Egg Assault: Marines' Yolky Training Mayhem
The Royal Marines – those unflappable Bootnecks who've stared down everything from Napoleonic fleets to Taliban strongholds, all while embodying that unbreakable Commando Spirit.
You know the drill.
Courage to charge into the fray, determination to keep going when your boots are filled with mud (or worse), unselfishness in putting the team first, and – my personal favourite – cheerfulness, that cheeky ability to crack a smile amid utter chaos.
But let's be real guys; sometimes that cheerfulness manifests in ways that are less "stiff upper lip" and more "slippery upper omelette."

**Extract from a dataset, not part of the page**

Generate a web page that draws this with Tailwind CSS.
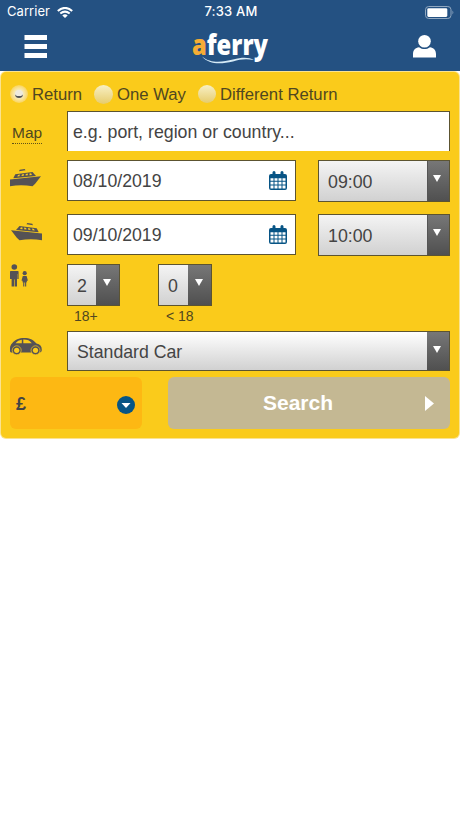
<!DOCTYPE html>
<html lang="en">
<head>
<meta charset="utf-8">
<title>aferry</title>
<script src="https://cdn.jsdelivr.net/npm/@tailwindcss/browser@4"></script>
</head>
<body class="bg-white w-[460px] h-[818px] overflow-hidden font-['Liberation_Sans',Arial,sans-serif] text-[#444]">
<svg class="hidden">
  <symbol id="cal" viewBox="0 0 18 19"><path fill="#075485" d="M2 3h1.500V1.500a1.500 1.500 0 0 1 3 0V3h5V1.500a1.500 1.500 0 0 1 3 0V3H16a2 2 0 0 1 2 2v12a2 2 0 0 1-2 2H2a2 2 0 0 1-2-2V5a2 2 0 0 1 2-2z"/><path fill="#fff" d="M1.500 7.200h3v2.600h-3zM5.500 7.200h3v2.600h-3zM9.500 7.200h3v2.600h-3zM13.500 7.200h3v2.600h-3zM1.500 10.800h3v2.700h-3zM5.500 10.800h3v2.700h-3zM9.500 10.800h3v2.700h-3zM13.500 10.800h3v2.700h-3zM1.500 14.500h3v3h-3zM5.500 14.500h3v3h-3zM9.500 14.500h3v3h-3zM13.500 14.500h3v3h-3z"/></symbol>
  <symbol id="ship" viewBox="0 0 32 18"><g fill="#555255"><path d="M0 10.500 31 7.300C28.500 10 26.500 14 22.500 17.200Q11 15.500 0 17.200z"/><path fill-rule="evenodd" d="M3.500 8.800 5.300 5.300 22.500 2.900 26 7 3.500 9.300zM8 5.900l-.7 1.700 2.200-.3.400-1.700zM12 5.400l-.5 1.700 2.200-.3.200-1.700zM15.800 4.900l-.2 1.700 2.200-.3V4.600zM19.500 4.500v1.700l2.400-.3-.8-1.600z"/><path d="m9 2.200.7-1.400 5-.8.8 1.200z"/></g></symbol>
</svg>

<header class="h-[71px] bg-[#245182] text-white flex flex-col">
  <div class="h-6 grid grid-cols-3 items-center pl-[7px] pr-[6px] text-[13px] font-['Inter','Liberation_Sans',sans-serif]">
    <div class="flex items-center gap-[7px]">
      <span class="tracking-[0.05px]">Carrier</span>
      <svg class="w-4 h-[11px]" viewBox="0 0 16 11"><g fill="none" stroke="#fff" stroke-width="2"><path d="M.8 4Q8-2.200 15.200 4"/><path d="M3.300 6.600Q8 2.600 12.700 6.600"/></g><path fill="#fff" d="M5.300 8.400Q8 6.200 10.700 8.400L8 11z"/></svg>
    </div>
    <div class="text-center text-[13px] tracking-[0.2px] font-medium whitespace-nowrap pl-[1px]">7:33 AM</div>
    <svg class="justify-self-end w-[29px] h-[13px]" viewBox="0 0 29 13"><rect x=".5" y=".5" width="25.500" height="12" rx="3.200" fill="none" stroke="#91a8c0"/><rect x="2.300" y="2.200" width="20" height="8.700" rx="1.300" fill="#fff"/><path d="M27.500 4.500q1.600 2 0 4z" fill="#91a8c0"/></svg>
  </div>
  <div class="flex-1 grid grid-cols-3 items-center pl-6 pr-6 pb-[2px]">
    <svg class="w-[23px] h-[23px]" viewBox="0 0 23 23" fill="#fff"><path d="M.5 0h22.500v5H.5zM.5 9h22.500v5H.5zM.5 18h22.500v5H.5z"/></svg>
    <svg class="justify-self-center w-[78px] h-[42px] overflow-visible" viewBox="0 0 78 42">
      <text x="1" y="29" font-family="Open Sans, Liberation Sans, sans-serif" font-weight="800" font-size="29" textLength="76" lengthAdjust="spacingAndGlyphs" fill="#fff"><tspan fill="#f6ad35">a</tspan>ferry</text>
      <path d="M11 30.500C20 38 32 36 42 33.500S58 31.500 63 34C54 32.500 49 33.500 42 35.500 29 38.500 18 38.500 11 30.500z" fill="#d5eaf6"/>
    </svg>
    <svg class="justify-self-end w-[23px] h-[23px]" viewBox="0 0 23 23" fill="#fff"><circle cx="11.500" cy="6.300" r="6.300"/><path d="M0 22.500V19c0-4 2.500-6.300 6-6.800 3.500 2.500 7.500 2.500 11 0 3.500.5 6 2.800 6 6.800v3.500z"/></svg>
  </div>
</header>

<main class="mt-px mx-px h-[366px] rounded-[5px] bg-[#facb1b] ring-1 ring-[#fae391] pl-[9px] pr-[9px] flex flex-col">
  <div class="h-[39px] shrink-0 flex items-center pt-[6px] text-[16.700px] text-[#504720]">
    <label class="flex items-center w-[84px] gap-[4px]"><span class="w-[18px] h-[18px] rounded-full bg-radial from-[#f7ebbc] from-30% to-[#fbd247] to-75% flex items-center justify-center"><span class="w-2 h-2 rounded-full bg-[#eeeade] border-b-2 border-[#555]"></span></span><span>Return</span></label>
    <label class="flex items-center w-[104px] gap-1"><span class="w-[19px] h-[19px] rounded-full bg-linear-to-b from-[#f8f0c4] to-[#e6cc6c]"></span><span>One Way</span></label>
    <label class="flex items-center gap-1 whitespace-nowrap"><span class="w-[18px] h-[18px] rounded-full bg-linear-to-b from-[#f8f0c4] to-[#e6cc6c]"></span><span>Different Return</span></label>
  </div>

  <div class="h-[49px] shrink-0 flex">
    <div class="w-[57px] pl-[2px] pt-[10px]"><span class="inline-block text-[15.500px] leading-[21px] h-[22px] border-b border-dotted border-[#625315] text-[#504720]">Map</span></div>
    <div class="w-[383px] h-[40px] bg-white border border-b-0 border-[#5c5430] pl-[5px] flex items-center pt-[2px] text-[17.750px]">e.g. port, region or country...</div>
  </div>

  <div class="h-[54px] shrink-0 flex">
    <div class="w-[57px] pt-[9px]"><svg class="w-8 h-[18px]"><use href="#ship"/></svg></div>
    <div class="w-[229px] h-[41px] bg-white border border-[#5c5430] pl-[5px] pr-2 flex items-center justify-between text-[17.700px]"><span class="pt-[2px]">08/10/2019</span><svg class="w-[18px] h-[19px]"><use href="#cal"/></svg></div>
    <div class="ml-[22px] w-[132px] h-[42px] border border-[#5c5430] flex text-[17.800px]">
      <div class="flex-1 bg-linear-to-b from-[#f4f4f4] to-[#d1d1d1] pl-[9px] flex items-center pt-[2px]">09:00</div>
      <div class="w-[22px] bg-linear-to-b from-[#777] to-[#505050] border-l border-[#555] flex justify-center"><svg class="w-2 h-[7px] mt-[14px] -translate-x-[2px]" viewBox="0 0 8 7"><path fill="#fff" d="M0 0h8L4 7z"/></svg></div>
    </div>
  </div>

  <div class="h-[50px] shrink-0 flex">
    <div class="w-[57px] pt-[9px]"><svg class="w-8 h-[18px] -scale-x-100"><use href="#ship"/></svg></div>
    <div class="w-[229px] h-[41px] bg-white border border-[#5c5430] pl-[5px] pr-2 flex items-center justify-between text-[17.700px]"><span class="pt-[2px]">09/10/2019</span><svg class="w-[18px] h-[19px]"><use href="#cal"/></svg></div>
    <div class="ml-[22px] w-[132px] h-[42px] border border-[#5c5430] flex text-[17.800px]">
      <div class="flex-1 bg-linear-to-b from-[#f4f4f4] to-[#d1d1d1] pl-[9px] flex items-center pt-[2px]">10:00</div>
      <div class="w-[22px] bg-linear-to-b from-[#777] to-[#505050] border-l border-[#555] flex justify-center"><svg class="w-2 h-[7px] mt-[14px] -translate-x-[2px]" viewBox="0 0 8 7"><path fill="#fff" d="M0 0h8L4 7z"/></svg></div>
    </div>
  </div>

  <div class="h-[67px] shrink-0 flex">
    <div class="w-[57px]"><svg class="w-[18px] h-[23px]" viewBox="0 0 18 23" fill="#555255"><circle cx="4.300" cy="3" r="2.800"/><path d="M.8 7h7q.8 0 .8.800V15H7.300V10h-.3v12.500H4.700V15.500h-.6v7H1.600V15H0V7.800Q0 7 .8 7z"/><circle cx="14.700" cy="9.200" r="2.100"/><path d="M12.800 12h3.800l1.300 4.500-1.200.4-.7-1.600 1.100 3h-.9v4.200h-1.100v-4h-.8v4h-1.100v-4.200h-.9l1.100-3-.7 1.600-1.200-.4z"/></svg></div>
    <div class="w-[91px]">
      <div class="w-[53px] h-[42px] border border-[#5c5430] flex text-[17.800px]">
        <div class="flex-1 bg-linear-to-b from-[#f4f4f4] to-[#d1d1d1] pl-[9px] flex items-center pt-[2px]">2</div>
        <div class="w-[23px] bg-linear-to-b from-[#777] to-[#505050] flex justify-center"><svg class="w-2 h-[7px] mt-[14px] -translate-x-px" viewBox="0 0 8 7"><path fill="#fff" d="M0 0h8L4 7z"/></svg></div>
      </div>
      <div class="pl-[7px] pt-px text-[14px] leading-[18px] text-[#504720]">18+</div>
    </div>
    <div>
      <div class="w-[54px] h-[42px] border border-[#5c5430] flex text-[17.800px]">
        <div class="flex-1 bg-linear-to-b from-[#f4f4f4] to-[#d1d1d1] pl-[9px] flex items-center pt-[2px]">0</div>
        <div class="w-[23px] bg-linear-to-b from-[#777] to-[#505050] flex justify-center"><svg class="w-2 h-[7px] mt-[14px] -translate-x-px" viewBox="0 0 8 7"><path fill="#fff" d="M0 0h8L4 7z"/></svg></div>
      </div>
      <div class="pl-[8px] pt-px text-[14px] leading-[18px] text-[#504720]">&lt; 18</div>
    </div>
  </div>

  <div class="h-[46px] shrink-0 flex">
    <div class="w-[57px] pt-[7px]"><svg class="w-8 h-[17px]" viewBox="0 0 32 17"><path fill="#555255" fill-rule="evenodd" d="M0 13C-.3 9 .5 7 2 5.500 5 1.500 9 0 14 0c6 0 9 1.500 12.500 5.600 3.500.8 5.300 2.700 5.300 6.200 0 1.700-.8 2.600-2.300 2.800H2C.8 14.600.1 14 0 13zM5.500 5.200h6.300V1.700C9.300 2 7 3.200 5.500 5.200zM13.300 1.600v3.600h8.500c-2-2.500-4.300-3.600-8.500-3.600z"/><g fill="#555255" stroke="#facb1b" stroke-width=".7"><circle cx="6.700" cy="12.300" r="4.500"/><circle cx="25.500" cy="12.300" r="4.500"/></g><circle cx="6.700" cy="12.300" r="2.600" fill="#facb1b"/><circle cx="25.500" cy="12.300" r="2.600" fill="#facb1b"/></svg></div>
    <div class="w-[383px] h-[40px] border border-[#5c5430] flex text-[17.700px]">
      <div class="flex-1 bg-linear-to-b from-[#fff] to-[#d1d1d1] pl-[9px] flex items-center pt-[2px]">Standard Car</div>
      <div class="w-[22px] bg-linear-to-b from-[#777] to-[#505050] flex justify-center"><svg class="w-2 h-[7px] mt-[14px] -translate-x-px" viewBox="0 0 8 7"><path fill="#fff" d="M0 0h8L4 7z"/></svg></div>
    </div>
  </div>

  <div class="h-[52px] shrink-0 flex">
    <button class="w-[132px] h-[52px] rounded-[6px] bg-[#fdb813] pl-[6px] pr-[7px] pt-[3px] flex items-center justify-between font-bold text-[18px]"><span>£</span><svg class="w-[18px] h-[18px]" viewBox="0 0 18 18"><circle cx="9" cy="9" r="9" fill="#075485"/><path fill="#fff" d="M4.500 7h9L9 12z"/></svg></button>
    <button class="ml-[26px] w-[282px] h-[52px] rounded-[6px] bg-[#c4b893] text-white font-bold text-[21px] pl-[95px] pr-4 flex items-center justify-between"><span>Search</span><svg class="w-[9px] h-[15px]" viewBox="0 0 9 15"><path fill="#fff" d="M0 0 9 7.500 0 15z"/></svg></button>
  </div>
</main>
</body>
</html>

Today, I'm diving into a tale from Jake Olafsen's memoir Wearing the Green Beret, where a Canadian recruit learns the hard way that Bootnecki humour is as lethal as their marksmanship.
It's early in Commando training at the infamous CTCRM, where the air smells of salt, sweat, and sheer bloody-mindedness. Our hero, Jake, and his troop are out in the field, practicing the art of ignoring distractions – a key skill when bullets are whizzing past, but apparently also when breakfast decides to rain from the skies.
Enter the training team, those sadistic yet lovable corporals who've been through the wringer themselves. They decide it's time for a "practical lesson" in focus. Without warning, eggs start flying. Not metaphorical eggs – actual, yolky, farm-fresh projectiles lobbed at the recruits like they're auditioning for a food fight in a Monty Python sketch.
The rules?
Simple and savage: "Oi! Nod! Don’t even think about moving out of the way! Carry on doing what you’re doing and do not pay attention to what’s happening over here. Just ignore the eggs or else!"
So there they are, these aspiring bootnecks, pretending to be statues while splats of sunny-side-up doom crack against their helmets, uniforms, and dignity. Imagine trying to maintain your military bearing with egg dripping down your face – it's the ultimate test of mental fortitude, that cool-headed resilience under stress.
One dodge, and you're probably doing push-ups on the flank until you cry.
But wait, it gets better (or worse, depending on your love for pork products). Not content with mere ovular mayhem, the instructors zero in on Jake and hand him... a slice of cooked ham.
"Here you go, lad," they say with grins wider than the English Channel.
"Carry this with you and lay it out for inspection each morning with the rest of your kit."
Yes, you read that right – a floppy piece of deli meat becomes part of his official gear. Every morning, alongside polished boots and a spotless weapon, Jake has to present this ham for scrutiny, as if it's a grenade launcher or a map to enemy lines.
Bootneck humour at its finest:
Absurd, relentless, and designed to forge bonds through shared absurdity. It's unselfishness in action – the team laughs together, suffers together, and probably wonders if the ham's gone off by day three.
Now, why on earth would hardened warriors pull such a prank? Well, that's the entertaining twist on the factual grind of Bootneck life. Training isn't just about building physical prowess (though there's plenty of that – endless runs, swims, and crawls through gorse).
It's about Adaptability, turning the unexpected into the routine, and leadership emerging from the lads who can laugh through the chaos.
Jake nails it: "Bootneck humour; you gotta love it." This isn't hazing for hazing's sake; it's a rite that weeds out the fragile and welds the rest into a unit where self-discipline means not cracking up (or cracking eggs) at the wrong moment.
In the grand tapestry of Royal Marines history – from storming Belle Isle in 1761 to the frozen yomps of the Falklands – this egg-and-ham escapade might seem like a footnote.
But...
It's these moments that highlight the integrity & humility at the Corps' core: recognising you're just one soggy recruit in a team, yet finding joy in the hardship. As Olafsen pushes through to earn his green beret, despite the pranks and pains, it reminds us that true Commandos don't just survive adversity – they season it with a dash of wit.